I like people, I really do. If I am invited to a party with friends, I will usually go. I just have a real hard time hanging out with those friends I haven't hung out with in a while. I love listening to and joking with and hanging out around all sorts of people, but at the same time I feel that my interests and hobbies would bore them. It's very complicated.

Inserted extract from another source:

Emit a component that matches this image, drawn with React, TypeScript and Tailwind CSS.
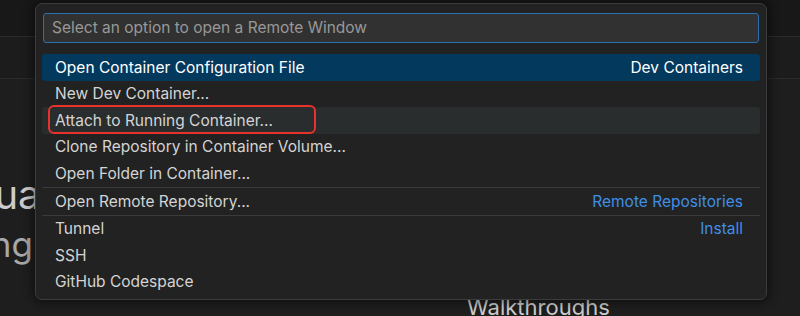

On a more positive note, on to the new strengths! Counterbalancing these excavated fears, I've discovered strengths I didn't previously recognize. For one, I've realized (and had several people confirm) that I am easy to talk to. I wouldn't have guessed that in a million years, but I guess I make people loosen up. Good news. Secondly, I've realized that God has given me a tremendous burden for others, a care for their well-being that I didn't previously know I had. Not that I'm a saint, but God blesses us all differently, and he's placed in my heart an extreme concern for the emotional well-being of others. In addition to this, he's blessed me with a new resilience and level of faith that has really helped me in these recent stressful situations. I can't claim any credit for this improvement, for Jesus "lifted me out of the pit, out of the mud and mire. He set me on rocky ground, and gave me a firm place to stand. He put a new song in my mouth..." (Psalm 40:1-3)
I turn now to the aforementioned fresh perspective. As I grow older and my horizons slowly broaden, I come into contact with people and concepts that revolutionize my way of thinking.
Things that change the prescription in the lens through which I view the world, if you will.
Over the past year or so, the way I see things has changed somewhat dramatically.
For instance, as I progress in my spiritual journey into a closer and more complete understanding of the character of God, I've realized that he is not a God who is only interested in the big events of life, whose presence can only be felt through Bible reading and Sunday morning worship. I've come to experience for myself that He longs to be in constant communication with us, and that if we "draw near to Him, he will draw near to us," regardless of our circumstances or location. I've learned that he is infinitely powerful and desires to have us be one hundred percent satisfied in Him, and that when we extend that tiny bit of faith towards him, he will honor that and transform us in mighty ways. I know that he moves in mighty internal ways as well as in mighty external ways, as evidenced by the numerous healings I've seen within our church. I also have realized that He is a very personal God, who will speak to us directly through the Holy Spirit as well as his Word.
Aside from the church, as I read more of and talk more with people of different opinions, I come to think that everyone has something to teach us about ourselves. I can even glean insightful information from people I disagree with, when I "eat the meat and spit out the bones," so to speak. For instance, even though I disagree with Nietzsche's ideals of perspectivism and humanism, I still find the aphorism, "Sensuality often hurries the growth of love, so that the root is weak and easy to tear up," to be true. The moral of the story is that you can learn from everyone, even if you don't agree with them. At the very least, you can discover how best to not think and act. ;-)-
In conclusion, this post I think has differed significantly from many of my previous. I have attempted to lay out the recent changes, fears, and concerns in my life. Consider this not so much a plea for attention or help as a glimpse into the inner workings of my convoluted mind.